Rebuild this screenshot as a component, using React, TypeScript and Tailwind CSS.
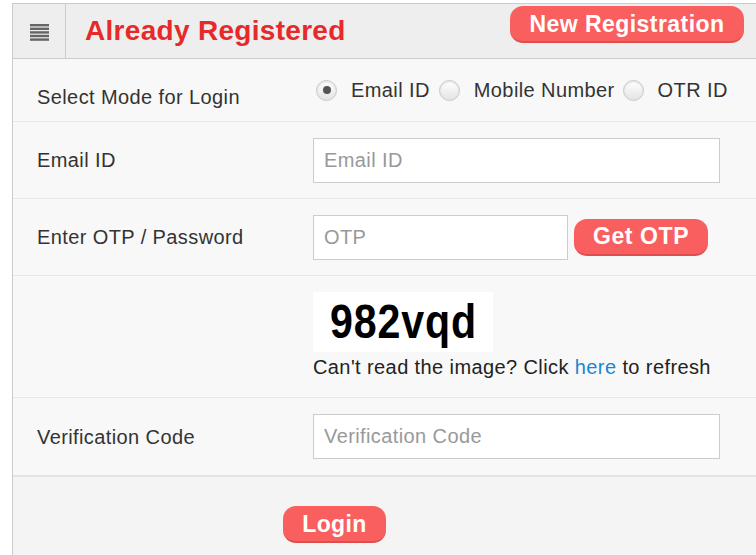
import React from "react";

function Radio({ checked }: { checked?: boolean }) {
  return (
    <span className="inline-flex items-center justify-center w-[21px] h-[21px] rounded-full border border-[#c8c8c8] bg-gradient-to-b from-[#ffffff] to-[#e4e4e4] shadow-[inset_0_1px_2px_rgba(0,0,0,0.12)] shrink-0">
      {checked && <span className="w-[8px] h-[8px] rounded-full bg-[#555]" />}
    </span>
  );
}

export default function App() {
  const font = { fontFamily: '"Liberation Sans", Arial, sans-serif' };
  return (
    <div className="w-[756px] h-[555px] bg-white overflow-hidden" style={font}>
      <div className="ml-[12px] mt-[3px] border-l border-t border-[#cccccc] bg-[#f8f8f8] h-[560px] flex flex-col">
        {/* Header */}
        <div className="h-[55px] bg-[#eeeeee] border-b border-[#cccccc] flex items-stretch shrink-0">
          <div className="w-[53px] border-r border-[#cccccc] flex items-center justify-center">
            <svg width="19" height="18" viewBox="0 0 19 18" className="mt-[4px]">
              <rect x="0" y="0" width="19" height="2.4" fill="#666" />
              <rect x="0" y="3.6" width="19" height="2.4" fill="#666" />
              <rect x="0" y="7.2" width="19" height="2.4" fill="#666" />
              <rect x="0" y="10.8" width="19" height="2.4" fill="#666" />
              <rect x="0" y="14.4" width="19" height="2.4" fill="#666" />
            </svg>
          </div>
          <div className="flex-1 flex items-start justify-between">
            <div className="ml-[19px] mt-[10px] text-[28px] leading-[34px] font-bold text-[#e62a2a] tracking-[0.3px]">
              Already Registered
            </div>
            <button className="mt-[2px] mr-[12px] h-[37px] w-[234px] rounded-[13px] bg-[#fa5f5f] border-b-2 border-[#df4e4e] text-white font-bold text-[23px] leading-[34px] tracking-[0.45px]">
              New Registration
            </button>
          </div>
        </div>

        {/* Row 1 */}
        <div className="h-[63px] border-b border-[#e8e8e8] flex items-start shrink-0 text-[20px] tracking-[0.4px] text-[#333]">
          <div className="w-[300px] pl-[24px] pt-[26px] leading-[24px]">
            Select Mode for Login
          </div>
          <div className="flex items-center pt-[19px] leading-[24px]">
            <span className="ml-[3px]" />
            <Radio checked />
            <span className="ml-[14px] mr-[9px]">Email ID</span>
            <Radio />
            <span className="ml-[14px] mr-[8px]">Mobile Number</span>
            <Radio />
            <span className="ml-[14px]">OTR ID</span>
          </div>
        </div>

        {/* Row 2 */}
        <div className="h-[77px] border-b border-[#e8e8e8] flex items-center shrink-0 text-[20px] tracking-[0.4px] text-[#333]">
          <div className="w-[300px] pl-[24px]">Email ID</div>
          <input
            className="w-[407px] h-[45px] border border-[#cccccc] bg-white px-[10px] text-[20px] tracking-[0.4px] text-[#333] placeholder:text-[#999] outline-none"
            placeholder="Email ID"
            style={font}
          />
        </div>

        {/* Row 3 */}
        <div className="h-[77px] border-b border-[#e8e8e8] flex items-center shrink-0 text-[20px] tracking-[0.4px] text-[#333]">
          <div className="w-[300px] pl-[24px]">Enter OTP / Password</div>
          <input
            className="w-[255px] h-[45px] border border-[#cccccc] bg-white px-[10px] text-[20px] tracking-[0.4px] text-[#333] placeholder:text-[#999] outline-none"
            placeholder="OTP"
            style={font}
          />
          <button className="ml-[6px] h-[37px] w-[134px] rounded-[13px] bg-[#fa5f5f] border-b-2 border-[#df4e4e] text-white font-bold text-[23px] leading-[34px] tracking-[0.6px]">
            Get OTP
          </button>
        </div>

        {/* Row 4 captcha */}
        <div className="h-[122px] border-b border-[#e8e8e8] flex shrink-0">
          <div className="w-[300px]" />
          <div className="pt-[16px]">
            <div className="w-[180px] h-[60px] bg-white flex items-center justify-center">
              <span
                className="inline-block font-bold text-[49px] leading-[49px] text-black scale-x-[0.84] tracking-[1px] mt-[-2px]"
                style={font}
              >
                982vqd
              </span>
            </div>
            <div className="text-[20px] tracking-[0.4px] leading-[28px] text-[#222] mt-[1px] whitespace-nowrap">
              Can't read the image? Click <span className="text-[#1a86d6]">here</span> to refresh
            </div>
          </div>
        </div>

        {/* Row 5 */}
        <div className="h-[77px] flex items-center shrink-0 text-[20px] tracking-[0.4px] text-[#333]">
          <div className="w-[300px] pl-[24px]">Verification Code</div>
          <input
            className="w-[407px] h-[45px] border border-[#cccccc] bg-white px-[10px] text-[20px] tracking-[0.4px] text-[#333] placeholder:text-[#999] outline-none"
            placeholder="Verification Code"
            style={font}
          />
        </div>

        {/* Footer */}
        <div className="flex-1 bg-[#f4f4f4] border-t-2 border-[#e4e4e4] pt-[29px]">
          <button className="ml-[270px] h-[37px] w-[103px] rounded-[13px] bg-[#fa5f5f] border-b-2 border-[#df4e4e] text-white font-bold text-[23px] leading-[34px] tracking-[0.4px]">
            Login
          </button>
        </div>
      </div>
    </div>
  );
}
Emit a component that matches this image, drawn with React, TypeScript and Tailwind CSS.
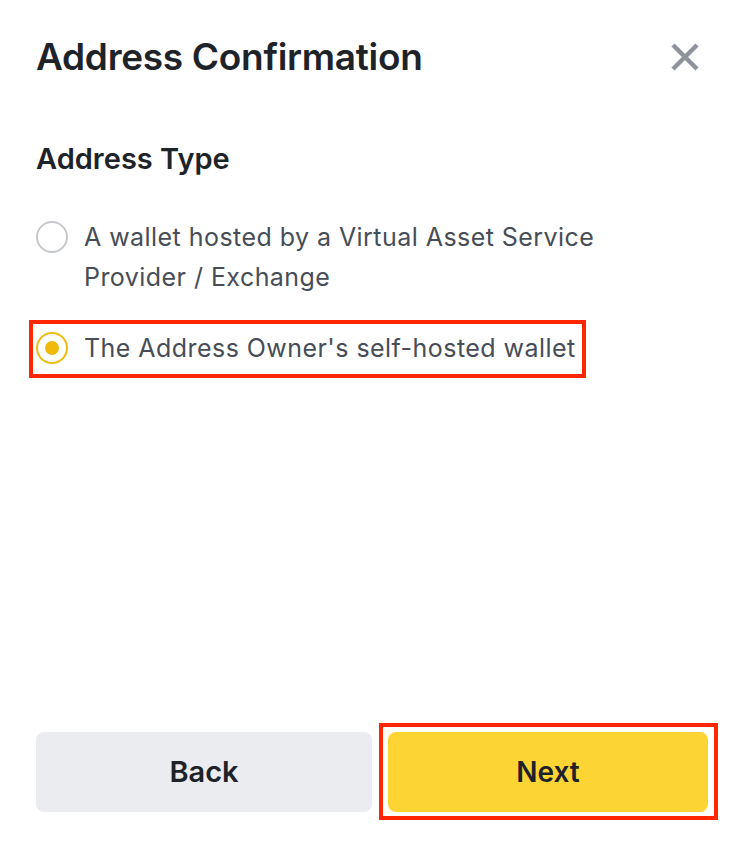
import { useState } from "react";

const options = [
  { id: "vasp", label: "A wallet hosted by a Virtual Asset Service Provider / Exchange" },
  { id: "self", label: "The Address Owner's self-hosted wallet" },
];

const Radio = ({ checked }: { checked: boolean }) => (
  <span
    className={`mt-[4px] flex size-[32px] shrink-0 items-center justify-center rounded-full border-2 ${
      checked ? "border-[#f0b90b]" : "border-[#c5c8cc]"
    }`}
  >
    {checked && <span className="size-[14px] rounded-full bg-[#f0b90b]" />}
  </span>
);

export default function App() {
  const [selected, setSelected] = useState("self");

  return (
    <div
      className="flex h-[848px] w-[752px] flex-col bg-white pl-[36px] pr-[44px] pt-[37px] pb-[36px] text-[#1e2329]"
      style={{ fontFamily: "Inter, 'Noto Sans', sans-serif" }}
    >
      {/* header */}
      <div className="flex items-center justify-between">
        <h1 className="text-[37px] font-semibold leading-[40px] tracking-[-0.3px]">Address Confirmation</h1>
        <button className="mr-[8px] flex size-[30px] items-center justify-center text-[#8e939b]">
          <svg width="30" height="30" viewBox="0 0 30 30" fill="none">
            <path d="M3 3L27 27M27 3L3 27" stroke="currentColor" strokeWidth="4.5" />
          </svg>
        </button>
      </div>

      <h2 className="mt-[64px] text-[29px] font-semibold leading-[36px]">Address Type</h2>

      <div className="mt-[40px] flex flex-col gap-[31px]">
        {options.map((opt) => {
          const checked = selected === opt.id;
          return (
            <div key={opt.id} className="relative self-start">
              {checked && (
                <span className="pointer-events-none absolute -left-[7px] -top-[8px] -bottom-[10px] -right-[10px] border-[4px] border-[#ff2600]" />
              )}
              <button
                onClick={() => setSelected(opt.id)}
                className="flex items-start gap-[16px] text-left"
              >
                <Radio checked={checked} />
                <span className="max-w-[540px] text-[25px] leading-[40px] tracking-[0.45px] text-[#474d57]">
                  {opt.label}
                </span>
              </button>
            </div>
          );
        })}
      </div>

      <div className="flex-1" />

      <div className="flex gap-[16px]">
        <button className="h-[80px] w-[336px] rounded-[8px] bg-[#eaecef] text-[29px] font-semibold">Back</button>
        <div className="relative">
          <span className="pointer-events-none absolute -left-[9px] -top-[9px] -right-[10px] -bottom-[8px] border-[4px] border-[#ff2600]" />
          <button className="h-[80px] w-[320px] rounded-[8px] bg-[#fcd535] text-[28px] font-semibold">Next</button>
        </div>
      </div>
    </div>
  );
}
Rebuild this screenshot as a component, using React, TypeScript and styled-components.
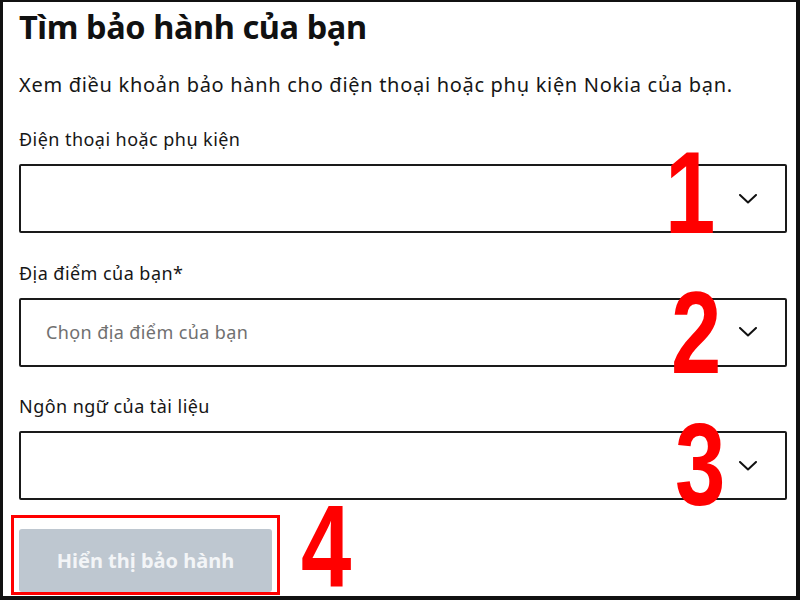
import styled, { createGlobalStyle } from 'styled-components';

const GlobalStyle = createGlobalStyle`
  html, body {
    margin: 0;
    padding: 0;
    background: #ffffff;
  }
  body {
    font-family: 'Noto Sans', 'Open Sans', sans-serif;
    color: #111111;
  }
`;

const fields = [
  { label: 'Điện thoại hoặc phụ kiện', placeholder: '' },
  { label: 'Địa điểm của bạn*', placeholder: 'Chọn địa điểm của bạn' },
  { label: 'Ngôn ngữ của tài liệu', placeholder: '' },
];

// red step numbers drawn over the form
const markers = [
  { text: '1', x: 662, y: 149 },
  { text: '2', x: 668, y: 289 },
  { text: '3', x: 672, y: 421 },
  { text: '4', x: 298, y: 502 },
];

function Chevron() {
  return (
    <svg width="18" height="10" viewBox="0 0 18 10" fill="none">
      <polyline
        points="1,1 9,8.5 17,1"
        stroke="#111"
        strokeWidth="2"
        strokeLinecap="round"
        strokeLinejoin="round"
      />
    </svg>
  );
}

export default function App() {
  return (
    <>
      <GlobalStyle />
      <Frame>
        <Title>Tìm bảo hành của bạn</Title>
        <Intro>
          Xem điều khoản bảo hành cho điện thoại hoặc phụ kiện Nokia của bạn.
        </Intro>
        <Form>
          {fields.map((f) => (
            <Field key={f.label}>
              <Label>{f.label}</Label>
              <Select>
                <Placeholder>{f.placeholder}</Placeholder>
                <Chevron />
              </Select>
            </Field>
          ))}
          <SubmitButton disabled>Hiển thị bảo hành</SubmitButton>
        </Form>
        <Highlight />
        {markers.map((m) => (
          <Marker key={m.text} $x={m.x} $y={m.y}>
            {m.text}
          </Marker>
        ))}
      </Frame>
    </>
  );
}

const Frame = styled.div`
  position: relative;
  box-sizing: border-box;
  width: 800px;
  height: 600px;
  border-style: solid;
  border-color: #111111;
  border-width: 2px 4px 4px 3px;
  padding: 5px 9px 0 16px;
`;

const Title = styled.h1`
  margin: 0;
  font-size: 32.5px;
  line-height: 40px;
  font-weight: 700;
  letter-spacing: -0.4px;
`;

const Intro = styled.p`
  margin: 26px 0 0;
  font-size: 20px;
  line-height: 24px;
  letter-spacing: 0.7px;
  color: #161616;
`;

const Form = styled.div`
  margin-top: 31px;
  display: flex;
  flex-direction: column;
`;

const Field = styled.div`
  display: flex;
  flex-direction: column;
  gap: 14px;
  margin-bottom: 28.5px;
`;

const Label = styled.label`
  font-size: 18px;
  line-height: 22px;
  letter-spacing: 0.45px;
  color: #161616;
`;

const Select = styled.div`
  box-sizing: border-box;
  height: 69px;
  display: flex;
  align-items: center;
  justify-content: space-between;
  padding: 0 28px 0 25px;
  border: 2px solid #1a1a1a;
  border-radius: 2px;
`;

const Placeholder = styled.span`
  font-size: 18px;
  letter-spacing: 0.4px;
  color: #707070;
`;

const SubmitButton = styled.button`
  width: 253px;
  height: 63px;
  border: none;
  border-radius: 3px;
  background: #bec7d0;
  color: #f3f5f7;
  font-family: 'Noto Sans', 'Open Sans', sans-serif;
  font-size: 20px;
  font-weight: 700;
`;

const Highlight = styled.div`
  position: absolute;
  left: 8px;
  top: 513px;
  width: 263px;
  height: 74px;
  border: 3px solid #ff0000;
`;

const Marker = styled.div<{ $x: number; $y: number }>`
  position: absolute;
  left: ${(p) => p.$x}px;
  top: ${(p) => p.$y}px;
  height: 84px;
  font-family: 'Liberation Sans', Arial, sans-serif;
  font-size: 116px;
  line-height: 84px;
  font-weight: 700;
  color: #ff0000;
  transform: scaleX(0.78);
  transform-origin: left top;
`;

.....

Exercise requirements
Both the line with "Emit a component" and the line with "const [selected, setSelected]" are included: reproduce them and every line between, exactly, with pictures omitted.

Output below
Emit a component that matches this image, drawn with React, TypeScript and Tailwind CSS.
import { useState } from "react";

const options = [
  { id: "vasp", label: "A wallet hosted by a Virtual Asset Service Provider / Exchange" },
  { id: "self", label: "The Address Owner's self-hosted wallet" },
];

const Radio = ({ checked }: { checked: boolean }) => (
  <span
    className={`mt-[4px] flex size-[32px] shrink-0 items-center justify-center rounded-full border-2 ${
      checked ? "border-[#f0b90b]" : "border-[#c5c8cc]"
    }`}
  >
    {checked && <span className="size-[14px] rounded-full bg-[#f0b90b]" />}
  </span>
);

export default function App() {
  const [selected, setSelected] = useState("self");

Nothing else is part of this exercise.